Matt Hougan, Chief Investment Officer at Bitwise, stated that the core reason institutional investors can hold their Bitcoin positions through a bear market lies in Bitcoin's status as a non-consensus asset. This characteristic means that institutions allocating to Bitcoin must accept certain career risks, which in turn fosters exceptionally high conviction in Bitcoin among these institutions. This analysis aligns with the broader market understanding that institutional investors do not allocate to Bitcoin blindly. Instead, they form strong conviction through thorough research—their confidence is not a reluctant majority approval but a firm belief of 80% or even 90%; otherwise, they would not readily assume the associated career risks. This high level of conviction also makes institutional capital "very stable" during market fluctuations, preventing a swift exit triggered by short-term price crashes. Currently, the Bitwise Bitcoin ETF (BITB) manages assets slightly below $3 billion, while BlackRock's iShares Bitcoin Trust (IBIT), a leading spot Bitcoin ETF, has assets under management exceeding $55 billion. This further indicates sustained institutional endorsement of Bitcoin ETFs.
It is noteworthy that the steadfastness of institutional investors during this Bitcoin price plunge dispels prior market concerns that these investors, being more sensitive to macroeconomic shocks and liquidity cycles, might rapidly sell off Bitcoin under market pressure. In reality, the current market shows the opposite trend: despite a significant price correction, institutional investors remain cautiously optimistic, with no signs of large-scale capital withdrawal. This resilience not only demonstrates institutional recognition of Bitcoin's long-term value but also indicates the cryptocurrency market's progression toward maturity, with institutional capital now acting as a key stabilizing force.
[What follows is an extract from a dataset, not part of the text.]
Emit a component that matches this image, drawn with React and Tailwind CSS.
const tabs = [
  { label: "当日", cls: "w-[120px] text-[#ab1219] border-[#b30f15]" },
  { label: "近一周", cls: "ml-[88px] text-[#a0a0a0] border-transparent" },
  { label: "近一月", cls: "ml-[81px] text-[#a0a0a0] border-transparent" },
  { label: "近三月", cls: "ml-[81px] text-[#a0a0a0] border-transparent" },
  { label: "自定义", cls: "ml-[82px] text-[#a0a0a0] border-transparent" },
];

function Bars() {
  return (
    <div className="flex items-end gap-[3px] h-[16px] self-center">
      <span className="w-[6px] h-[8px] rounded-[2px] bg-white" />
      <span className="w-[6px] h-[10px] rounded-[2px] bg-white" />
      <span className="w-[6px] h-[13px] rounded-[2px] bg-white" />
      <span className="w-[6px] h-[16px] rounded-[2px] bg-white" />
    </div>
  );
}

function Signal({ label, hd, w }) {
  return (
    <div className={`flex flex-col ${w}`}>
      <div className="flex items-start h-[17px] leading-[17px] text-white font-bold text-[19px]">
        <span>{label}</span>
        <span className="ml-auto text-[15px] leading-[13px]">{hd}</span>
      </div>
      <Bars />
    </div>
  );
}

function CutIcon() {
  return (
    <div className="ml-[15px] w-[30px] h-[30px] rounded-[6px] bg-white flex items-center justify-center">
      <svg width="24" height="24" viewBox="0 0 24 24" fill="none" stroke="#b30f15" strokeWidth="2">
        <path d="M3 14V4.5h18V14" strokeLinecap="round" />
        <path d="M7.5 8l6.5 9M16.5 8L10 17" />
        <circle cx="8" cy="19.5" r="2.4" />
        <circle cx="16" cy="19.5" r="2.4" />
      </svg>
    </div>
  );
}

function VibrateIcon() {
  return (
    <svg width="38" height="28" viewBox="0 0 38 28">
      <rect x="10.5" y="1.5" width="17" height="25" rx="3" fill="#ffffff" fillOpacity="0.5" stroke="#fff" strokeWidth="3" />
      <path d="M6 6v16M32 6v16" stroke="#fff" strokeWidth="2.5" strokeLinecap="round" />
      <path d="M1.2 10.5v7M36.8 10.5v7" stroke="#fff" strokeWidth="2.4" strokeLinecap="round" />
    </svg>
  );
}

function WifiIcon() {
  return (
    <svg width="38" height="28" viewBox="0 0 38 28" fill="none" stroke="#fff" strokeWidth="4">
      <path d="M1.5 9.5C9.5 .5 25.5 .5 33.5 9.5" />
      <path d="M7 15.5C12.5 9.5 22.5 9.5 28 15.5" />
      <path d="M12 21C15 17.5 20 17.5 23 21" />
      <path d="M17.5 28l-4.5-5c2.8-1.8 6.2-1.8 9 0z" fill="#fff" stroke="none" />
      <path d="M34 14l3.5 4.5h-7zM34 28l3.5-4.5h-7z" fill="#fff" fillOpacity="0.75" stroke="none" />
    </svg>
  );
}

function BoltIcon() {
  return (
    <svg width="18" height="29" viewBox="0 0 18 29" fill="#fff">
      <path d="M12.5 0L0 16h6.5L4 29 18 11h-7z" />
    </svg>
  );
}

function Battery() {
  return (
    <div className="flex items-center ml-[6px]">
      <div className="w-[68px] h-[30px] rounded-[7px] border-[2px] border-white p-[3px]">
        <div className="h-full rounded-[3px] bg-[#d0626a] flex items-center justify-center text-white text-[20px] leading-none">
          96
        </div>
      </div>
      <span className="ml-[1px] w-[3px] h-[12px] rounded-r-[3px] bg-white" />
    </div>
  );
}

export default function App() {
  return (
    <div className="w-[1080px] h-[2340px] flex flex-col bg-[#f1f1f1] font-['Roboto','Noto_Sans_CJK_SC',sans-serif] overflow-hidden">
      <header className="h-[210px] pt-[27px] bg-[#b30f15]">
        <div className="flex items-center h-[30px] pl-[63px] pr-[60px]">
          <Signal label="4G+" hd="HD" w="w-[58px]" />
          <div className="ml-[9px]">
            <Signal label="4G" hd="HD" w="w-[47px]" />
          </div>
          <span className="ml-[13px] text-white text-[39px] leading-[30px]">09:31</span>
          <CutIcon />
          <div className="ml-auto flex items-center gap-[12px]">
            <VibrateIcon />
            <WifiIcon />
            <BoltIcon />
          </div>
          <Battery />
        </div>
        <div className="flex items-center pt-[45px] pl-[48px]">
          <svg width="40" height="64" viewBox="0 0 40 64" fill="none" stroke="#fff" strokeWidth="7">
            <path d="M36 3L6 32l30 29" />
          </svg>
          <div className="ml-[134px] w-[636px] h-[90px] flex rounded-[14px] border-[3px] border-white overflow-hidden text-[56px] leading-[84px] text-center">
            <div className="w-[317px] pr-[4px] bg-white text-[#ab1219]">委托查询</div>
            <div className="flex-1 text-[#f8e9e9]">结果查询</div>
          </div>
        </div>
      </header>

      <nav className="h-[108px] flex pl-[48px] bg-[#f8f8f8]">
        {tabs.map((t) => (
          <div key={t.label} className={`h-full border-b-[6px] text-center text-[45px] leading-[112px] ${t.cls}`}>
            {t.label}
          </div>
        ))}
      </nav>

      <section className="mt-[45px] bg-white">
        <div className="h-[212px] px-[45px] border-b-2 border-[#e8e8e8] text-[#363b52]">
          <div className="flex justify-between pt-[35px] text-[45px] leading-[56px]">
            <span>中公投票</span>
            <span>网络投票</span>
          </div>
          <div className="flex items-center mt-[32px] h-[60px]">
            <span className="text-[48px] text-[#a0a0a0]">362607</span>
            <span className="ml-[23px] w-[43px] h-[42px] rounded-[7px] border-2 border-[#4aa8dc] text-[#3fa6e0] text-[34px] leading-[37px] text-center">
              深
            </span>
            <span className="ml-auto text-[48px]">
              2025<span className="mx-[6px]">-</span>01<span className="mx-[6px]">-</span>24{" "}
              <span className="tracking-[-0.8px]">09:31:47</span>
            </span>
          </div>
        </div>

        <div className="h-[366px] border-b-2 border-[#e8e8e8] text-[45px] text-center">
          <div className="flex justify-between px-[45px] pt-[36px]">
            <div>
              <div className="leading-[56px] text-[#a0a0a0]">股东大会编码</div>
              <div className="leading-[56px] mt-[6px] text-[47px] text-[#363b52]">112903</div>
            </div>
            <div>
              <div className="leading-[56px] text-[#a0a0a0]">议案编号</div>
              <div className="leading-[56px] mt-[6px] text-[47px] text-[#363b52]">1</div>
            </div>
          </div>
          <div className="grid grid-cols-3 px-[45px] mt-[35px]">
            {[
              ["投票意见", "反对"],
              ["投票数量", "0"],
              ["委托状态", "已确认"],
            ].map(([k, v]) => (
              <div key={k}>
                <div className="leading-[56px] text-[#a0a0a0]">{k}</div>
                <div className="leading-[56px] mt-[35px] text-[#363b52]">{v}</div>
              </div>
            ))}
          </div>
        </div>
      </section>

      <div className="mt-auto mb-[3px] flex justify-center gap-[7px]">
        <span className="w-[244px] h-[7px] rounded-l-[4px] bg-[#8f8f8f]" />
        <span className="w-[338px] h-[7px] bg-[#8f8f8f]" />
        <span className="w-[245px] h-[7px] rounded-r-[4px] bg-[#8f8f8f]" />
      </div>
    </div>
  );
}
Furthermore, as a digital asset investment firm managing over $15 billion in client assets, the perspective of Bitwise's CIO further corroborates the long-term bullish outlook institutions hold for Bitcoin.
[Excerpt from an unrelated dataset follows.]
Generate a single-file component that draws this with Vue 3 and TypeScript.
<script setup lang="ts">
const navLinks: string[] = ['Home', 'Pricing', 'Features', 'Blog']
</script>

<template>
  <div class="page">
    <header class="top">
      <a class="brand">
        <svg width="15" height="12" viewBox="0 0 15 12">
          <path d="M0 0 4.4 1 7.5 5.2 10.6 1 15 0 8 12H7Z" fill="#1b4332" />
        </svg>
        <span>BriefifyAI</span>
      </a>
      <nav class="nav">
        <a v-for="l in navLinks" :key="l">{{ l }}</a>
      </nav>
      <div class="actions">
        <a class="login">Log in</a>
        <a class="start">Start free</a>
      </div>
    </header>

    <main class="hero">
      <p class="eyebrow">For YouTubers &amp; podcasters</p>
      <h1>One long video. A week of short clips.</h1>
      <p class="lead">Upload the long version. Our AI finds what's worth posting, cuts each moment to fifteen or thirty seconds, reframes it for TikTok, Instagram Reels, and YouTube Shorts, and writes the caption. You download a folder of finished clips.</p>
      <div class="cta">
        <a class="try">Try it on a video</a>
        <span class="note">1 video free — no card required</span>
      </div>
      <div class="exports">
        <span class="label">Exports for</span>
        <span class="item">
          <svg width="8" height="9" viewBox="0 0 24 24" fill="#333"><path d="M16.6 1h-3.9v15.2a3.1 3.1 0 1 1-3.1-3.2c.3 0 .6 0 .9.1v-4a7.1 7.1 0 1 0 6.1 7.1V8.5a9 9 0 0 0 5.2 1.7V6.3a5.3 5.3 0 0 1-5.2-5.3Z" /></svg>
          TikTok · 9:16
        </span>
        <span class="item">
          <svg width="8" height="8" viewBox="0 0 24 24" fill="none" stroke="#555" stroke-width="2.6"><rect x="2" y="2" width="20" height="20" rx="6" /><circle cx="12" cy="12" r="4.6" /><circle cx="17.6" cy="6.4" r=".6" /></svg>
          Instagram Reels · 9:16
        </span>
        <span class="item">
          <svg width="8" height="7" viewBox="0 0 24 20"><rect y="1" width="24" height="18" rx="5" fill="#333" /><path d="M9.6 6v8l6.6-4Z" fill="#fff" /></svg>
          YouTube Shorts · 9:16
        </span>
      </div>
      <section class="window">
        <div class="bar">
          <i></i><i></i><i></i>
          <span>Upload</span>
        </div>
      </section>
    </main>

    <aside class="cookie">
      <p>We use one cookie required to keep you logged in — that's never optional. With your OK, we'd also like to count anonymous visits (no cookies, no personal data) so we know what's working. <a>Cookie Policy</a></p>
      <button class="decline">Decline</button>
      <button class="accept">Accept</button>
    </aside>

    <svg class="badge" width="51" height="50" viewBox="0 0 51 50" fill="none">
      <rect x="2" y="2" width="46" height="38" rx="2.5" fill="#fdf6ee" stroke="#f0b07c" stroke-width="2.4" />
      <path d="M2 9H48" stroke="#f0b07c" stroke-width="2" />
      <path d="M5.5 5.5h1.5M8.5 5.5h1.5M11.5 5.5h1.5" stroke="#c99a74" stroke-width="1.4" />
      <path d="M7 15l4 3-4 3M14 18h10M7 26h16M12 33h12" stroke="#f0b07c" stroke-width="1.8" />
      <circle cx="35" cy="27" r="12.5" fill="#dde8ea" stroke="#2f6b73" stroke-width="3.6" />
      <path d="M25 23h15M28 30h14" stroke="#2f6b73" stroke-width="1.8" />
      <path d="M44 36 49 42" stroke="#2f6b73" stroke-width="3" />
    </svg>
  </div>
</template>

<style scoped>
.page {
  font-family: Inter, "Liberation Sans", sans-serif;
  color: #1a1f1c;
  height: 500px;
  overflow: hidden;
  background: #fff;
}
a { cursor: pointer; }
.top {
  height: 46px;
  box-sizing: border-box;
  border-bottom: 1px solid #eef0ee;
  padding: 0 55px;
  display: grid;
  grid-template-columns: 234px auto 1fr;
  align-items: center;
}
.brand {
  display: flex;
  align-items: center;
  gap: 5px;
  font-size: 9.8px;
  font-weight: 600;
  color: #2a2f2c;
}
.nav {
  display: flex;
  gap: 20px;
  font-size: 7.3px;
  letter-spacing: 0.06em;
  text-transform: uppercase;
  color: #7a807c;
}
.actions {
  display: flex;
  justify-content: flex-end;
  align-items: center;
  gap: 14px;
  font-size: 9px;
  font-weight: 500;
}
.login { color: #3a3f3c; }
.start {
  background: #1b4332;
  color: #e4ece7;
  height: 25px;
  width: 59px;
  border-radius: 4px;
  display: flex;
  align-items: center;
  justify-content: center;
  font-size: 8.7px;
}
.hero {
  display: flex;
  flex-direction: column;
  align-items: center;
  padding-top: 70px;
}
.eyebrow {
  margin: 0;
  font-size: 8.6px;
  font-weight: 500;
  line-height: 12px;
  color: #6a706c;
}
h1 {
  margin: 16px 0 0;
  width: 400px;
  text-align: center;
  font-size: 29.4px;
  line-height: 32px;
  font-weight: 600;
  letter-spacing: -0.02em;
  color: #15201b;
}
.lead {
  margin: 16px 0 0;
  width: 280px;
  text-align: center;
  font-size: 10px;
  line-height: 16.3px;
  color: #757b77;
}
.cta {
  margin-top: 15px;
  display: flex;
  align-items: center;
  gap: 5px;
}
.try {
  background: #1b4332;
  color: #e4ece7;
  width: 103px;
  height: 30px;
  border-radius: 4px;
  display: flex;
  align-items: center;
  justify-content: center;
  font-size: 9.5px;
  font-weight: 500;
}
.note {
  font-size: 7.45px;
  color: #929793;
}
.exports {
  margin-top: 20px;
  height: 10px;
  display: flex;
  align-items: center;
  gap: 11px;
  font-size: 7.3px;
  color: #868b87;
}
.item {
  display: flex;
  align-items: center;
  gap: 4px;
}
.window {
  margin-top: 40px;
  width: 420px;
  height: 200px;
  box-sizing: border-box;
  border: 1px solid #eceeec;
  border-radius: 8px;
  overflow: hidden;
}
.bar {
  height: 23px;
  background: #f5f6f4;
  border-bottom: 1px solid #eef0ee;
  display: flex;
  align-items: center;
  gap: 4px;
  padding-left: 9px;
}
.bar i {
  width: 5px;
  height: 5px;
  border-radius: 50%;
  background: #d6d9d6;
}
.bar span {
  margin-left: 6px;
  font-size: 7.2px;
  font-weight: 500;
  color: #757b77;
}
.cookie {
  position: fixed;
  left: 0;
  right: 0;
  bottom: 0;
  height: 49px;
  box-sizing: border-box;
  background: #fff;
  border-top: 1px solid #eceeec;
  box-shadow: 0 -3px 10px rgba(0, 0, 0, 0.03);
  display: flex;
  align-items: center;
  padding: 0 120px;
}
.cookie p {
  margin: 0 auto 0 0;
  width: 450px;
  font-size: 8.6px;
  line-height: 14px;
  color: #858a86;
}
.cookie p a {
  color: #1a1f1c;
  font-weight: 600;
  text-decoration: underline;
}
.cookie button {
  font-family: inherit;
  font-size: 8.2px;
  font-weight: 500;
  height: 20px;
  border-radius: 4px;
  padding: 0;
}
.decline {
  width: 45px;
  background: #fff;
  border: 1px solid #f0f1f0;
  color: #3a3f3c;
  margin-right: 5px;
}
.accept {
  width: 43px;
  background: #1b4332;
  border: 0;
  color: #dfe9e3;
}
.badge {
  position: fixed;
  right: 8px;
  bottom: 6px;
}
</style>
In an interview, Hougan reiterated his long-term view, suggesting that if the global store-of-value market continues its growth trajectory of the past two decades, and if Bitcoin can secure a small yet significant share of that market, the price of Bitcoin could potentially reach $1 million. He expressed that the resilience of institutional investors during market downturns is a significant indicator of the Bitcoin market's maturation, a process that will further enhance Bitcoin's long-term value. From a market logic perspective, the ongoing expansion of the global store-of-value market will provide Bitcoin with broader development opportunities, while the persistent commitment of institutional capital will underpin the long-term stability of Bitcoin's price.
Considering current market performance and institutional positioning dynamics, Bitcoin may still face tests from market volatility in the short term. However, the "high stickiness" of institutional capital will provide substantial support, limiting the potential for further significant declines. In the long run, with the continuous expansion of the global store-of-value market and increasing institutional acceptance of Bitcoin, its long-term value is expected to be gradually realized. Hougan's $1 million long-term outlook should not be dismissed as mere speculation. For investors, it is advisable to rationally assess short-term Bitcoin price fluctuations, focus intently on institutional capital flows and the development trends of the global store-of-value market, concentrate on long-term value allocation, and avoid being swayed by short-term market sentiment.